Steven just remarked on the Educause training toolkit for information literacy that somehow missed the fact that libraries have been working on it for some time. D’oh! This presentation on an Annenberg School-sponsored media survey also struck me as a place where “library” as a source of information is noticeably absent. (So are books.) Admittedly, the focus is on how media can recapture people’s attention as a trusted source of information, and it’s really focused on “how do we get consumers to pay attention to our advertising so we can recover that revenue stream.” But still … the survey asked about where people turn to find trusted information. The library is not one of the options. (See especially slides 20 and 24.)

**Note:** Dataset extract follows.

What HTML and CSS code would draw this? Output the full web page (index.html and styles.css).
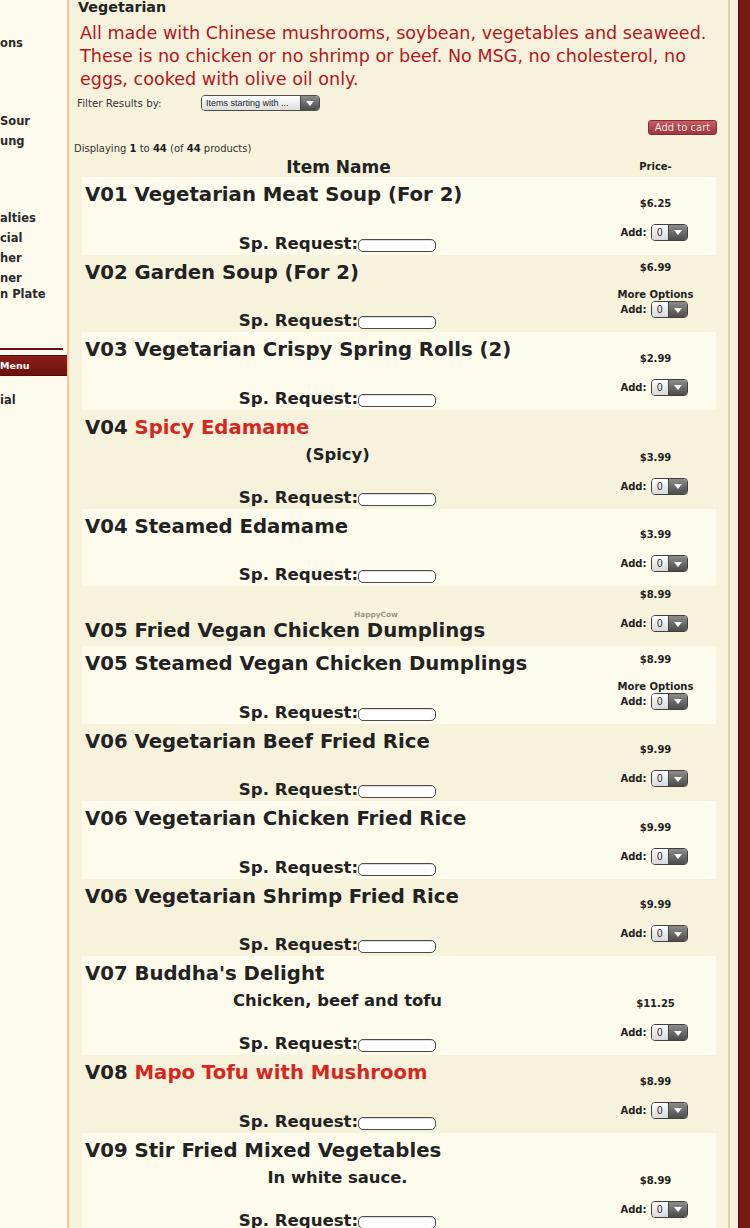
FILE: index.html
```html
<!DOCTYPE html>
<html lang="en">
<head>
    <meta charset="UTF-8">
    <meta name="viewport" content="width=device-width, initial-scale=1.0">
    <title>Vegetarian - Menu</title>
    <link rel="stylesheet" href="styles.css">
</head>
<body>
<div class="page">
    <!-- left category column (cut off by the crop) -->
    <aside class="sidebar">
        <div class="side-link">ons</div>
        <div class="side-link sep-a">Sour</div>
        <div class="side-link">ung</div>
        <div class="side-link sep-b">alties</div>
        <div class="side-link">cial</div>
        <div class="side-link">her</div>
        <div class="side-link">ner<br>n Plate</div>
        <div class="side-rule"></div>
        <div class="side-menu">Menu</div>
        <div class="side-link sep-c">ial</div>
    </aside>

    <main class="content">
        <h1 class="cat-title">Vegetarian</h1>
        <p class="cat-desc">All made with Chinese mushrooms, soybean, vegetables and seaweed. These is no chicken or no shrimp or beef. No MSG, no cholesterol, no eggs, cooked with olive oil only.</p>

        <div class="filter">
            <span class="filter-label">Filter Results by:</span>
            <span class="filter-select">
                <span class="filter-value">Items starting with ...</span>
                <span class="drop-arrow"></span>
            </span>
        </div>

        <div class="cart-bar">
            <button class="cart-btn">Add to cart</button>
        </div>

        <div class="count">Displaying <b>1</b> to <b>44</b> (of <b>44</b> products)</div>

        <div class="listing">
            <div class="listing-head">
                <div class="col-name">Item Name</div>
                <div class="col-price">Price-</div>
            </div>

            <div class="item light">
                <div class="item-main">
                    <div class="item-name">V01 Vegetarian Meat Soup (For 2)</div>
                    <div class="item-req">Sp. Request:<input class="req-input" type="text"></div>
                </div>
                <div class="item-buy">
                    <div class="price">$6.25</div>
                    <div class="qty">Add: <span class="qty-select"><span class="qty-val">0</span><span class="drop-arrow"></span></span></div>
                </div>
            </div>

            <div class="item">
                <div class="item-main">
                    <div class="item-name">V02 Garden Soup (For 2)</div>
                    <div class="item-req">Sp. Request:<input class="req-input" type="text"></div>
                </div>
                <div class="item-buy">
                    <div class="price">$6.99</div>
                    <div class="more">More Options</div>
                    <div class="qty">Add: <span class="qty-select"><span class="qty-val">0</span><span class="drop-arrow"></span></span></div>
                </div>
            </div>

            <div class="item light">
                <div class="item-main">
                    <div class="item-name">V03 Vegetarian Crispy Spring Rolls (2)</div>
                    <div class="item-req">Sp. Request:<input class="req-input" type="text"></div>
                </div>
                <div class="item-buy">
                    <div class="price">$2.99</div>
                    <div class="qty">Add: <span class="qty-select"><span class="qty-val">0</span><span class="drop-arrow"></span></span></div>
                </div>
            </div>

            <div class="item">
                <div class="item-main">
                    <div class="item-name">V04 <span class="hot">Spicy Edamame</span></div>
                    <div class="item-desc">(Spicy)</div>
                    <div class="item-req">Sp. Request:<input class="req-input" type="text"></div>
                </div>
                <div class="item-buy">
                    <div class="price">$3.99</div>
                    <div class="qty">Add: <span class="qty-select"><span class="qty-val">0</span><span class="drop-arrow"></span></span></div>
                </div>
            </div>

            <div class="item light">
                <div class="item-main">
                    <div class="item-name">V04 Steamed Edamame</div>
                    <div class="item-req">Sp. Request:<input class="req-input" type="text"></div>
                </div>
                <div class="item-buy">
                    <div class="price">$3.99</div>
                    <div class="qty">Add: <span class="qty-select"><span class="qty-val">0</span><span class="drop-arrow"></span></span></div>
                </div>
            </div>

            <div class="item">
                <div class="watermark">HappyCow</div>
                <div class="item-main">
                    <div class="item-name">V05 Fried Vegan Chicken Dumplings</div>
                </div>
                <div class="item-buy">
                    <div class="price">$8.99</div>
                    <div class="qty">Add: <span class="qty-select"><span class="qty-val">0</span><span class="drop-arrow"></span></span></div>
                </div>
            </div>

            <div class="item light">
                <div class="item-main">
                    <div class="item-name">V05 Steamed Vegan Chicken Dumplings</div>
                    <div class="item-req">Sp. Request:<input class="req-input" type="text"></div>
                </div>
                <div class="item-buy">
                    <div class="price">$8.99</div>
                    <div class="more">More Options</div>
                    <div class="qty">Add: <span class="qty-select"><span class="qty-val">0</span><span class="drop-arrow"></span></span></div>
                </div>
            </div>

            <div class="item">
                <div class="item-main">
                    <div class="item-name">V06 Vegetarian Beef Fried Rice</div>
                    <div class="item-req">Sp. Request:<input class="req-input" type="text"></div>
                </div>
                <div class="item-buy">
                    <div class="price">$9.99</div>
                    <div class="qty">Add: <span class="qty-select"><span class="qty-val">0</span><span class="drop-arrow"></span></span></div>
                </div>
            </div>

            <div class="item light">
                <div class="item-main">
                    <div class="item-name">V06 Vegetarian Chicken Fried Rice</div>
                    <div class="item-req">Sp. Request:<input class="req-input" type="text"></div>
                </div>
                <div class="item-buy">
                    <div class="price">$9.99</div>
                    <div class="qty">Add: <span class="qty-select"><span class="qty-val">0</span><span class="drop-arrow"></span></span></div>
                </div>
            </div>

            <div class="item">
                <div class="item-main">
                    <div class="item-name">V06 Vegetarian Shrimp Fried Rice</div>
                    <div class="item-req">Sp. Request:<input class="req-input" type="text"></div>
                </div>
                <div class="item-buy">
                    <div class="price">$9.99</div>
                    <div class="qty">Add: <span class="qty-select"><span class="qty-val">0</span><span class="drop-arrow"></span></span></div>
                </div>
            </div>

            <div class="item light">
                <div class="item-main">
                    <div class="item-name">V07 Buddha's Delight</div>
                    <div class="item-desc">Chicken, beef and tofu</div>
                    <div class="item-req">Sp. Request:<input class="req-input" type="text"></div>
                </div>
                <div class="item-buy">
                    <div class="price">$11.25</div>
                    <div class="qty">Add: <span class="qty-select"><span class="qty-val">0</span><span class="drop-arrow"></span></span></div>
                </div>
            </div>

            <div class="item">
                <div class="item-main">
                    <div class="item-name">V08 <span class="hot">Mapo Tofu with Mushroom</span></div>
                    <div class="item-req">Sp. Request:<input class="req-input" type="text"></div>
                </div>
                <div class="item-buy">
                    <div class="price">$8.99</div>
                    <div class="qty">Add: <span class="qty-select"><span class="qty-val">0</span><span class="drop-arrow"></span></span></div>
                </div>
            </div>

            <div class="item light">
                <div class="item-main">
                    <div class="item-name">V09 Stir Fried Mixed Vegetables</div>
                    <div class="item-desc">In white sauce.</div>
                    <div class="item-req">Sp. Request:<input class="req-input" type="text"></div>
                </div>
                <div class="item-buy">
                    <div class="price">$8.99</div>
                    <div class="qty">Add: <span class="qty-select"><span class="qty-val">0</span><span class="drop-arrow"></span></span></div>
                </div>
            </div>
        </div>
    </main>

    <div class="edge"></div>
    <div class="rim"></div>
</div>
</body>
</html>
```

FILE: styles.css
```css
/* Base */
body {
    margin: 0;
    font-family: "DejaVu Sans", Verdana, sans-serif;
    color: #222;
    background: #f7f2dc;
}

.page {
    display: flex;
    min-height: 100vh;
}

/* Sidebar */
.sidebar {
    width: 67px;
    flex-shrink: 0;
    background-color: #fdfbee;
    border-right: 2px solid #f1c79b;
    padding-top: 35px;
    display: flex;
    flex-direction: column;
    gap: 4px;
    overflow: hidden;
}

.side-link {
    font-size: 11.5px;
    font-weight: bold;
    line-height: 16px;
    color: #2a2a2a;
    white-space: nowrap;
}

.sep-a { margin-top: 58px; }
.sep-b { margin-top: 57px; }
.sep-c { margin-top: 12px; }

.side-rule {
    margin-top: 42px;
    width: 63px;
    height: 2px;
    background-color: #6a0e0c;
}

.side-menu {
    margin-top: 1px;
    height: 19px;
    line-height: 19px;
    background: linear-gradient(#8c1f1a, #6c100d);
    border-top: 1px solid #5a0b09;
    border-bottom: 1px solid #5a0b09;
    color: #fff;
    font-size: 9.5px;
    font-weight: bold;
}

/* Main column */
.content {
    flex: 1;
    min-width: 0;
    padding: 0 10px 0 5px;
    background-color: #f7f2dc;
    border-right: 2px solid #dcd2ac;
}

.cat-title {
    margin: 0;
    padding-left: 4px;
    font-size: 14.3px;
    line-height: 15px;
    font-weight: bold;
}

.cat-desc {
    margin: 7px 0 0;
    padding-left: 6px;
    font-size: 17.6px;
    line-height: 23px;
    color: #b3161c;
}

.filter {
    margin-top: 4px;
    padding-left: 3px;
    display: flex;
    align-items: center;
    height: 16px;
}

.filter-label {
    width: 124px;
    font-size: 10.3px;
    color: #333;
}

.filter-select {
    display: inline-flex;
    width: 119px;
    height: 16px;
    box-sizing: border-box;
    border: 1px solid #4b4b4b;
    border-radius: 4px;
    overflow: hidden;
}

.filter-value {
    flex: 1;
    padding-left: 4px;
    font-family: "Liberation Sans", Arial, sans-serif;
    font-size: 9px;
    line-height: 14px;
    color: #222;
    background: linear-gradient(#ffffff, #dedede);
}

.drop-arrow {
    width: 18px;
    position: relative;
    background: linear-gradient(#8c8c8c, #4c4c4c);
    border-left: 1px solid #444;
}

.drop-arrow:after {
    content: '';
    position: absolute;
    left: 50%;
    top: 50%;
    margin: -2px 0 0 -4px;
    border-left: 4px solid transparent;
    border-right: 4px solid transparent;
    border-top: 5px solid #fff;
}

.cart-bar {
    margin-top: 9px;
    padding-right: 1px;
    display: flex;
    justify-content: flex-end;
}

.cart-btn {
    width: 69px;
    height: 15px;
    padding: 0;
    border: 1px solid #8b2a30;
    border-radius: 3px;
    background: linear-gradient(#c85c62, #a0363f);
    color: #fbeeee;
    font-family: "DejaVu Sans", Verdana, sans-serif;
    font-size: 10px;
    line-height: 13px;
    text-shadow: 0 0 1px #6d1a1f;
}

.count {
    margin-top: 8px;
    font-size: 10px;
    line-height: 12px;
    color: #333;
}

.count b { color: #222; }

/* Product listing */
.listing {
    margin: 2px 2px 0 8px;
}

.listing-head {
    display: flex;
    height: 20px;
    line-height: 20px;
    font-weight: bold;
}

.col-name {
    flex: 1;
    text-align: center;
    font-size: 17px;
}

.col-price {
    width: 121px;
    text-align: center;
    font-size: 10px;
}

.item {
    position: relative;
    display: flex;
    align-items: flex-end;
}

.item.light {
    background-color: #fdfbec;
}

.item-main {
    flex: 1;
    padding: 4px 5px 1px 3px;
}

.item-name {
    font-size: 19.7px;
    line-height: 28px;
    font-weight: bold;
    white-space: nowrap;
}

.hot { color: #d7261d; }

.item-desc {
    margin-top: 3px;
    text-align: center;
    font-size: 16.4px;
    line-height: 20px;
    font-weight: bold;
}

.item-req {
    margin-top: 24.5px;
    text-align: center;
    font-size: 16.6px;
    line-height: 20px;
    font-weight: bold;
}

.item-desc + .item-req {
    margin-top: 23px;
}

.req-input {
    width: 78px;
    height: 13px;
    box-sizing: border-box;
    margin: 0;
    padding: 0;
    border: 1px solid #4a4a4a;
    border-radius: 5px;
    background: #fff;
    box-shadow: inset 0 1px 1px rgba(0, 0, 0, 0.15);
    vertical-align: -1px;
}

.item-buy {
    width: 121px;
    flex-shrink: 0;
    padding: 2px 0 14px;
    text-align: center;
    font-size: 10px;
    font-weight: bold;
}

.price {
    line-height: 13px;
    margin-bottom: 14px;
}

.more {
    line-height: 13px;
}

.qty {
    display: flex;
    justify-content: center;
    align-items: center;
    gap: 4px;
    height: 17px;
    margin-left: -3px;
}

.qty-select {
    display: inline-flex;
    width: 37px;
    height: 17px;
    box-sizing: border-box;
    border: 1px solid #3f3f3f;
    border-radius: 4px;
    overflow: hidden;
}

.qty-val {
    width: 17px;
    font-family: "Liberation Sans", Arial, sans-serif;
    font-size: 10px;
    font-weight: normal;
    line-height: 15px;
    background: linear-gradient(#ffffff, #d8d8d8);
}

.watermark {
    position: absolute;
    left: 272px;
    top: 24px;
    font-size: 7.4px;
    font-weight: bold;
    color: #9a9788;
}

/* Right page edge */
.edge {
    width: 8px;
    background-color: #f7f2dc;
}

.rim {
    width: 11px;
    background-color: #761a12;
    border-left: 1px solid #4d0c08;
}
```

The survey focused entirely on sources of information that can be optimized for advertising dollars – and how to drive the public toward news media for purchasing decisions – so they may have just decided libraries don’t belong on the list. But when they ask about “where you go for information” and libraries aren’t there, it suggests value is only attached to information sources that exist to generate advertising dollars and stock dividends.
The study reports that people are increasingly skeptical about mass media and that “word of mouth” is more important than being told what to read through PR and marketing. In other words, you PR flaks have shot yourselves in the foot and are now trying to learn how to talk like a human.
Maybe our users need to get a little more outspoken. Libraries have net assets worth billions! You can claim your dividend every time you use them! You can use them online with no pay wall! And no harvesting of personal information or annoying banner ads!
I think we have an edge, here, if only we were able to get the word out.